--- start Source material ---

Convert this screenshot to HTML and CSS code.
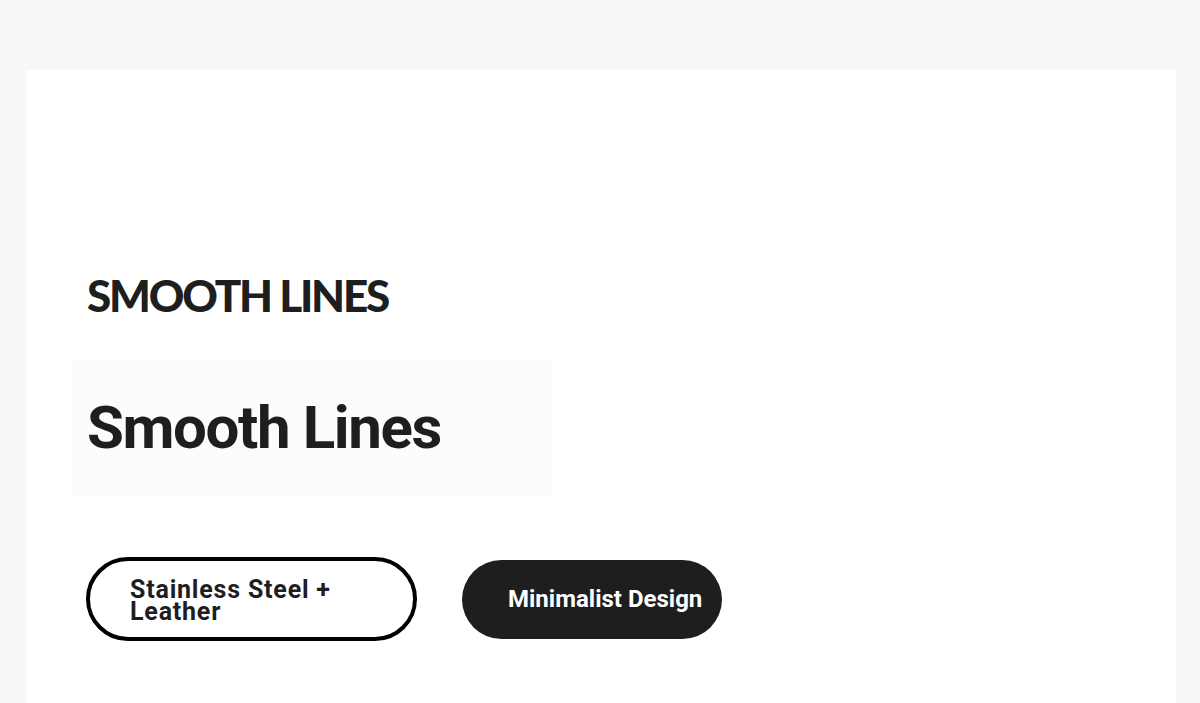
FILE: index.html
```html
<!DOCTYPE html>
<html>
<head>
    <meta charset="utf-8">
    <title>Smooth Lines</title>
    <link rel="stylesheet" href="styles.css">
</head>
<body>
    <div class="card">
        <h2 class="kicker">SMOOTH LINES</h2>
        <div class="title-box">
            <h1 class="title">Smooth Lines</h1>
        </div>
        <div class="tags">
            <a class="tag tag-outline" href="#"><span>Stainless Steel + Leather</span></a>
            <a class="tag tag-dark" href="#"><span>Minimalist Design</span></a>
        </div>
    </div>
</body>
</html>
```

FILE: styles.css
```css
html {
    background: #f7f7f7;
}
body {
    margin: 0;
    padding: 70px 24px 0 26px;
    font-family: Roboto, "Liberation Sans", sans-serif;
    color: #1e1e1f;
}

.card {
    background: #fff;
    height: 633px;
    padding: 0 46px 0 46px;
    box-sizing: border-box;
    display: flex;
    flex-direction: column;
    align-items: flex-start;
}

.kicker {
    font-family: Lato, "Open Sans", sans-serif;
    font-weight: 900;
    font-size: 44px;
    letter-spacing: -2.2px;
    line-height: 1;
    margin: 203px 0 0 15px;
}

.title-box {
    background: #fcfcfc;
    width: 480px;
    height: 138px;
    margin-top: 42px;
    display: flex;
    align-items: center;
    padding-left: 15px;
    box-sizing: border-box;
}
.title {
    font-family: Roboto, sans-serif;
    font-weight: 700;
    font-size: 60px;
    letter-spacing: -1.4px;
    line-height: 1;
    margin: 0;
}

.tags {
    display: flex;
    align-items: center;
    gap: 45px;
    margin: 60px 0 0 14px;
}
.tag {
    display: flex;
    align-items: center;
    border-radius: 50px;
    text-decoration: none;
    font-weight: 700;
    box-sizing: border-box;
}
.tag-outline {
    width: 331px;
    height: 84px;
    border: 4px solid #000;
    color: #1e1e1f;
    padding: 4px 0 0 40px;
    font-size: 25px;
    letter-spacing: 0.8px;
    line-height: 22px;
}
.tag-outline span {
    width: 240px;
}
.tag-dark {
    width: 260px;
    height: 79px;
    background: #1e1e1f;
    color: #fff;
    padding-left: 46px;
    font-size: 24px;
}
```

--- end Source material ---
--- start Source material ---

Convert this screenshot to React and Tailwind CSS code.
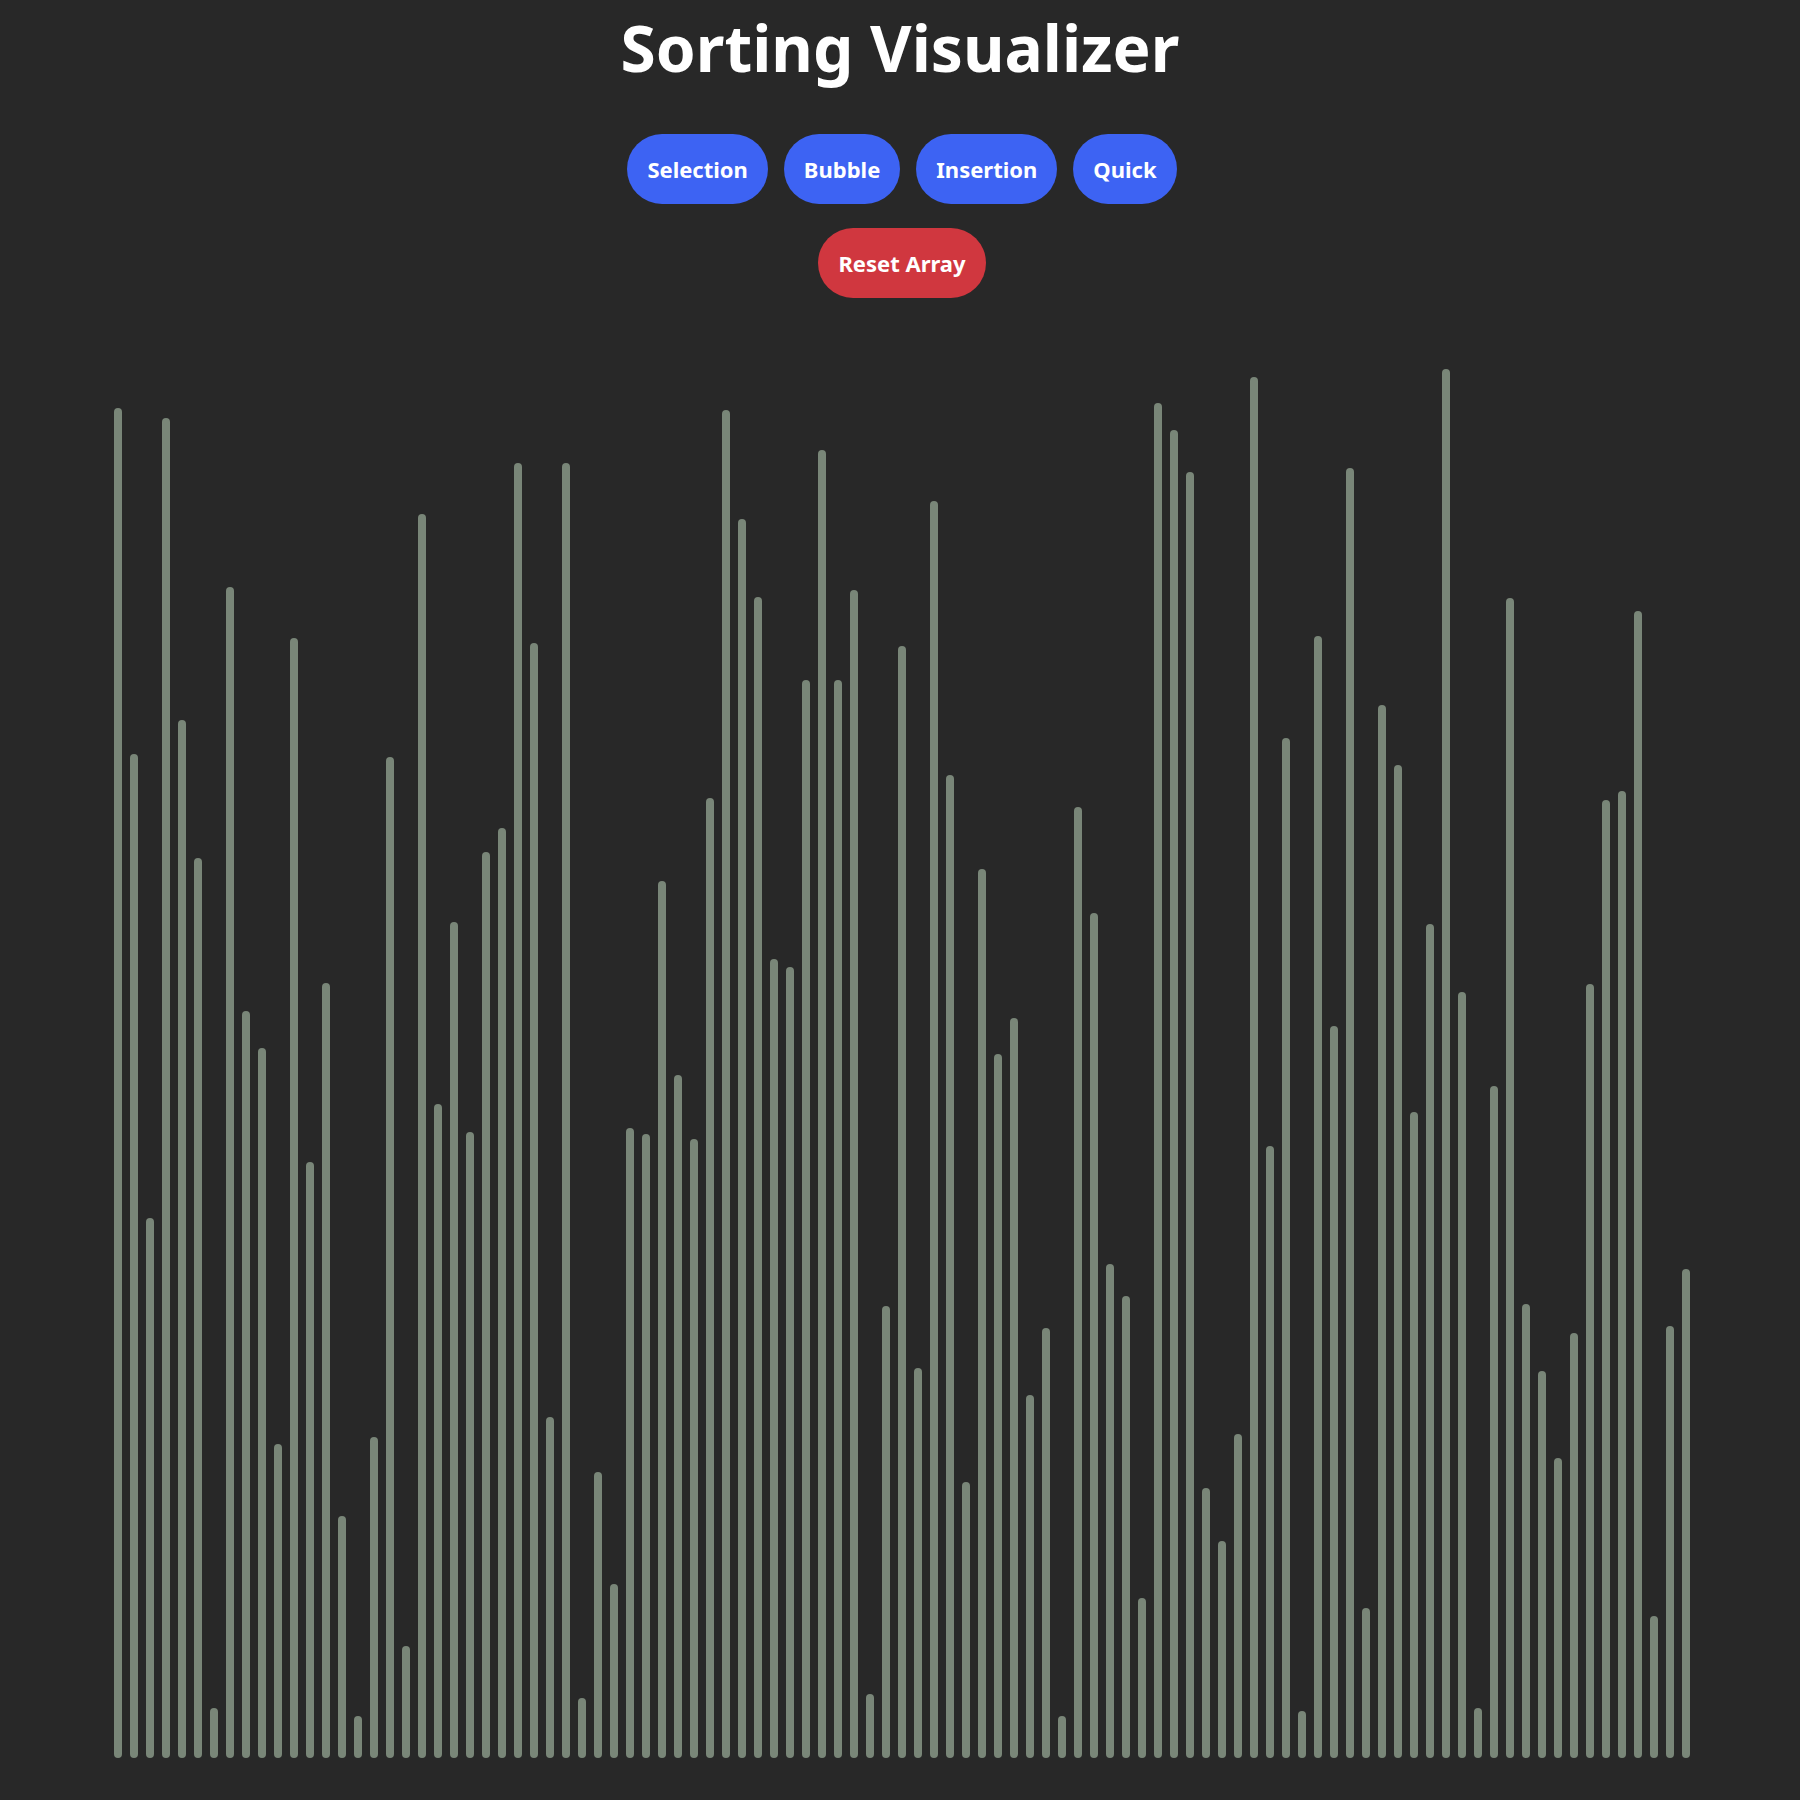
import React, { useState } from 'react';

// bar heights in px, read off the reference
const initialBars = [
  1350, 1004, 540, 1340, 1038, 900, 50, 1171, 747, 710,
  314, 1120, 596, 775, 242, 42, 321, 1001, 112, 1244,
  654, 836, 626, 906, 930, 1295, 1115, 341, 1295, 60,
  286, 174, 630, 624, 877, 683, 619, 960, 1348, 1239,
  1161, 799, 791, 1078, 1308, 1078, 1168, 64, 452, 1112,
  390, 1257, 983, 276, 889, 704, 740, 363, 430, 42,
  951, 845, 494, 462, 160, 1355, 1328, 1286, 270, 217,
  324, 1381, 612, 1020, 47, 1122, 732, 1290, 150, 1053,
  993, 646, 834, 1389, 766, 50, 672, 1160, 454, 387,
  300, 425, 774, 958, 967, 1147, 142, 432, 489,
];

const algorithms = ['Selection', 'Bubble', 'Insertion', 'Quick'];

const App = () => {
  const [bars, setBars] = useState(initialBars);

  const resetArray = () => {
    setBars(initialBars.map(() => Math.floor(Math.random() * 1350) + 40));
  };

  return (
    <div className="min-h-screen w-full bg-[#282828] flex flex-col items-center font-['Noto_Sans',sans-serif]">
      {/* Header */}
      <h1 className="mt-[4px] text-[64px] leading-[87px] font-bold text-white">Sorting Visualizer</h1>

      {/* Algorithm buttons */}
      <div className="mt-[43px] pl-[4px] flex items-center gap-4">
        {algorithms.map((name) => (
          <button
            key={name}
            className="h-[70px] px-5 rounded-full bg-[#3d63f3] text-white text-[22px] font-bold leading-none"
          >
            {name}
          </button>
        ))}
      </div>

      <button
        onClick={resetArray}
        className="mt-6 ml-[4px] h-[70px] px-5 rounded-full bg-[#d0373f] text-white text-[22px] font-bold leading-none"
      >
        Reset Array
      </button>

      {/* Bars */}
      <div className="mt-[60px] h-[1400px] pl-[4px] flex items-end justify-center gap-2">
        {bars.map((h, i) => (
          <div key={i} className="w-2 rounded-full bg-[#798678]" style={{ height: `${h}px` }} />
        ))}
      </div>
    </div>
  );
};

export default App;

--- end Source material ---

→ Stated exercise
Find the word "this" in the data and show each line that holds it.

→ Finished answer
Convert this screenshot to HTML and CSS code.
Convert this screenshot to React and Tailwind CSS code.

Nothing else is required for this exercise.